── Information shown
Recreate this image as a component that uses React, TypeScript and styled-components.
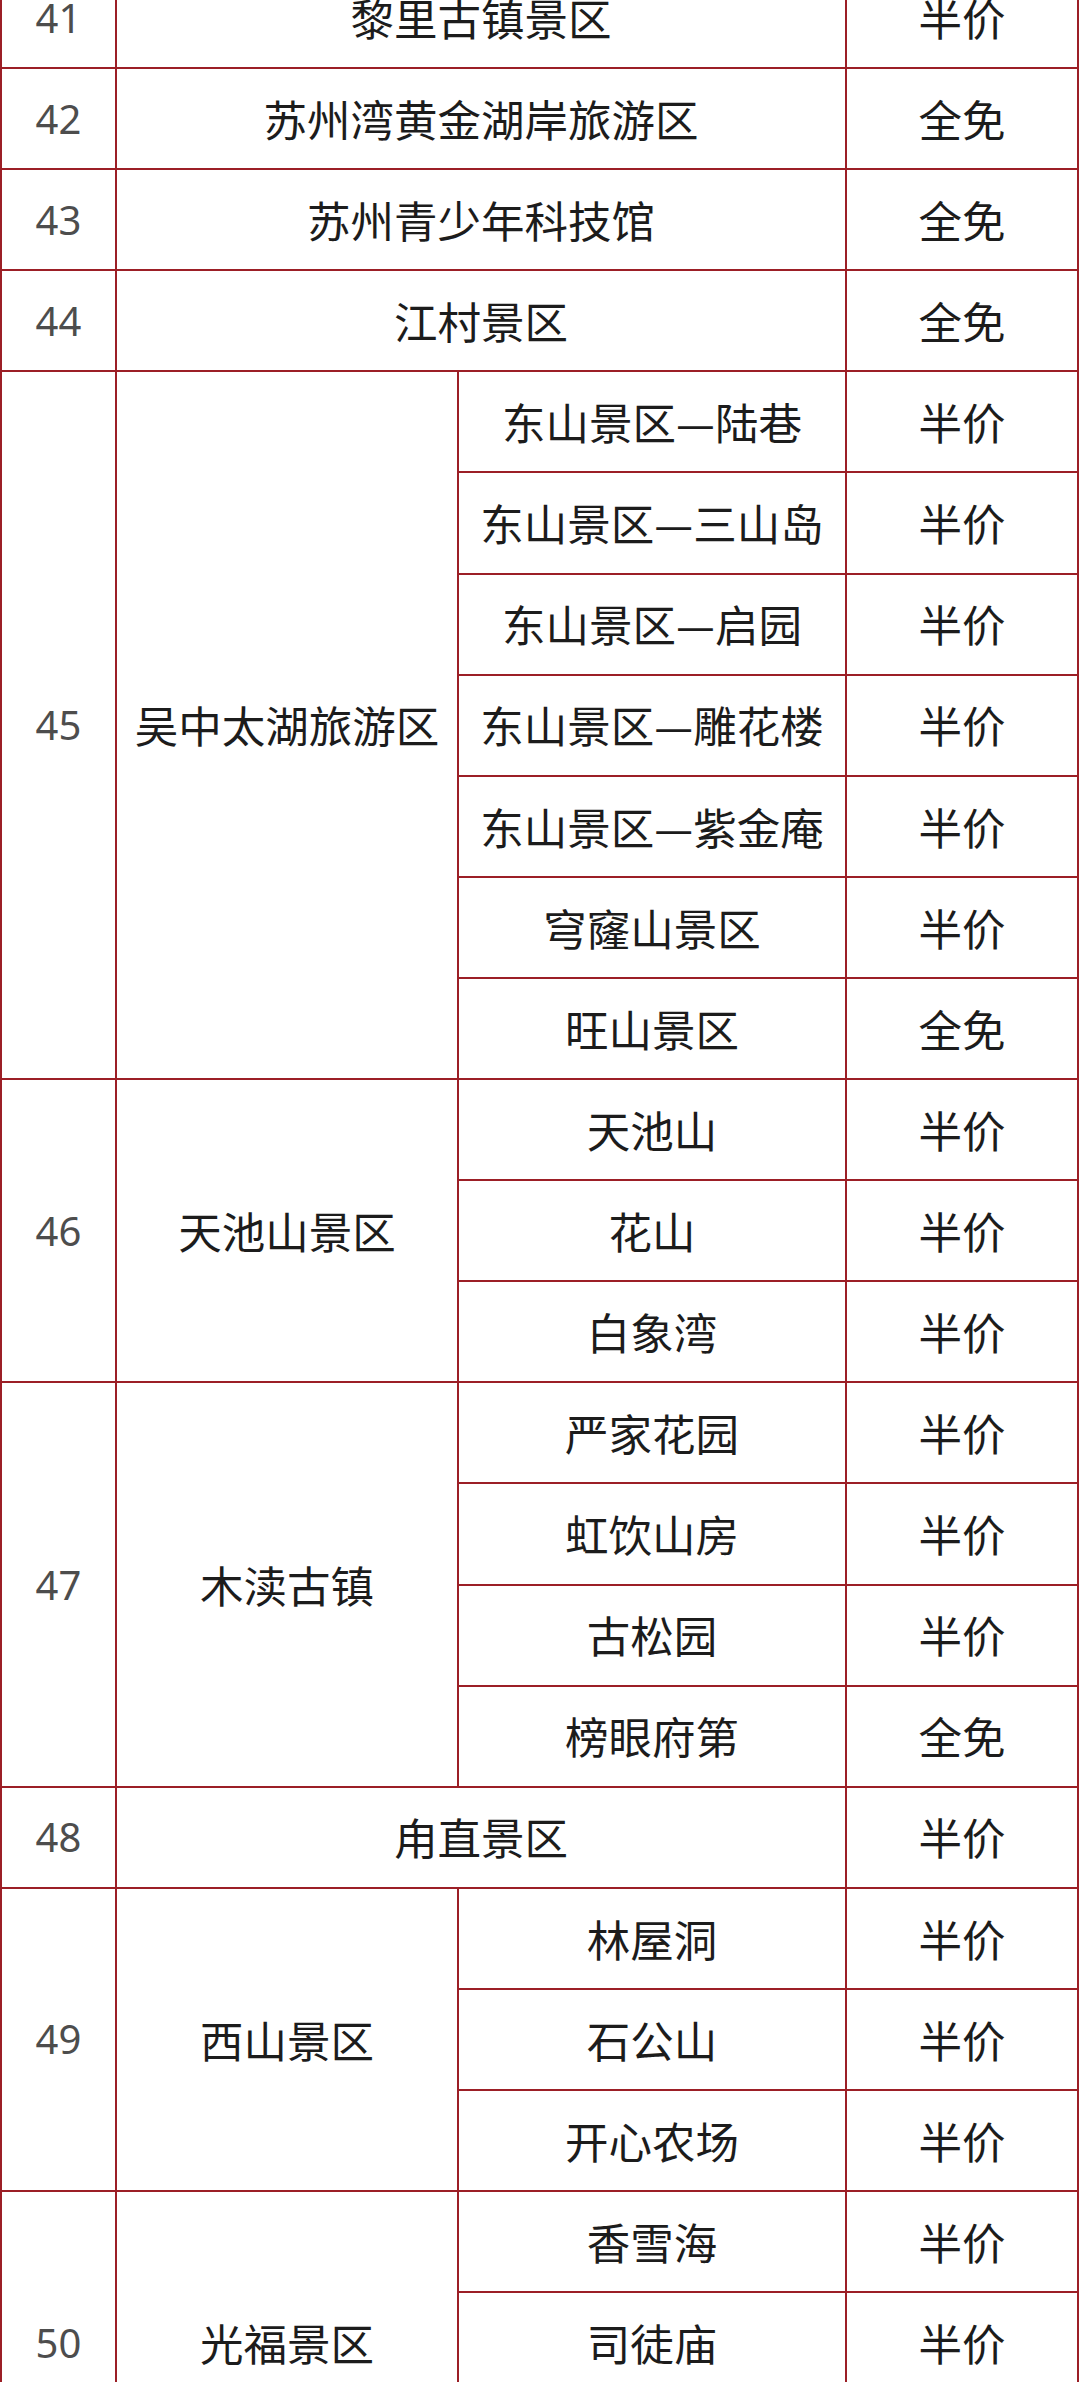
import React from 'react'
import styled, { createGlobalStyle } from 'styled-components'

const GlobalStyle = createGlobalStyle`
  html, body {
    margin: 0;
    padding: 0;
    background: #ffffff;
    overflow: hidden;
  }
  body {
    font-family: "Noto Sans CJK SC", "Noto Sans", sans-serif;
  }
`

type Sub = { name: string; price: string }
type Entry = { no: number; name: string; price?: string; subs?: Sub[] }

const half = '半价'
const free = '全免'

const entries: Entry[] = [
  { no: 41, name: '黎里古镇景区', price: half },
  { no: 42, name: '苏州湾黄金湖岸旅游区', price: free },
  { no: 43, name: '苏州青少年科技馆', price: free },
  { no: 44, name: '江村景区', price: free },
  {
    no: 45,
    name: '吴中太湖旅游区',
    subs: [
      { name: '东山景区—陆巷', price: half },
      { name: '东山景区—三山岛', price: half },
      { name: '东山景区—启园', price: half },
      { name: '东山景区—雕花楼', price: half },
      { name: '东山景区—紫金庵', price: half },
      { name: '穹窿山景区', price: half },
      { name: '旺山景区', price: free },
    ],
  },
  {
    no: 46,
    name: '天池山景区',
    subs: [
      { name: '天池山', price: half },
      { name: '花山', price: half },
      { name: '白象湾', price: half },
    ],
  },
  {
    no: 47,
    name: '木渎古镇',
    subs: [
      { name: '严家花园', price: half },
      { name: '虹饮山房', price: half },
      { name: '古松园', price: half },
      { name: '榜眼府第', price: free },
    ],
  },
  { no: 48, name: '甪直景区', price: half },
  {
    no: 49,
    name: '西山景区',
    subs: [
      { name: '林屋洞', price: half },
      { name: '石公山', price: half },
      { name: '开心农场', price: half },
    ],
  },
  {
    no: 50,
    name: '光福景区',
    subs: [
      { name: '香雪海', price: half },
      { name: '司徒庙', price: half },
      { name: '邓尉山', price: half },
    ],
  },
]

const line = '#9c1f26'

const Page = styled.div`
  width: 1080px;
  overflow: hidden;
`

// first row is cut by the top edge of the screenshot
const Table = styled.table`
  width: 1079px;
  margin-top: -34px;
  border-collapse: collapse;
  table-layout: fixed;
  border: 2px solid ${line};
`

const Row = styled.tr`
  height: 101.1px;
`

const Cell = styled.td`
  border: 2px solid ${line};
  padding: 0 4px;
  text-align: center;
  vertical-align: middle;
  font-family: "Noto Sans CJK SC", "Noto Sans", sans-serif;
  font-size: 43.5px;
  font-weight: 400;
  line-height: 1;
  color: #1c1c1c;
  white-space: nowrap;
`

const NumCell = styled(Cell)`
  font-family: "Noto Sans", "Open Sans", sans-serif;
  font-size: 40px;
  color: #4d4d4d;
`

export default function App() {
  return (
    <>
      <GlobalStyle />
      <Page>
        <Table>
          <colgroup>
            <col style={{ width: 115 }} />
            <col style={{ width: 342 }} />
            <col style={{ width: 388 }} />
            <col style={{ width: 232 }} />
          </colgroup>
          <tbody>
            {entries.map((e) =>
              e.subs ? (
                e.subs.map((s, i) => (
                  <Row key={`${e.no}-${i}`}>
                    {i === 0 && <NumCell rowSpan={e.subs!.length}>{e.no}</NumCell>}
                    {i === 0 && <Cell rowSpan={e.subs!.length}>{e.name}</Cell>}
                    <Cell>{s.name}</Cell>
                    <Cell>{s.price}</Cell>
                  </Row>
                ))
              ) : (
                <Row key={e.no}>
                  <NumCell>{e.no}</NumCell>
                  <Cell colSpan={2}>{e.name}</Cell>
                  <Cell>{e.price}</Cell>
                </Row>
              )
            )}
          </tbody>
        </Table>
      </Page>
    </>
  )
}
────
** Written exercise **
Find the lines above that contain the word "styled" and collect them.

** The reply **
Recreate this image as a component that uses React, TypeScript and styled-components.
import styled, { createGlobalStyle } from 'styled-components'
const Page = styled.div`
const Table = styled.table`
const Row = styled.tr`
const Cell = styled.td`
const NumCell = styled(Cell)`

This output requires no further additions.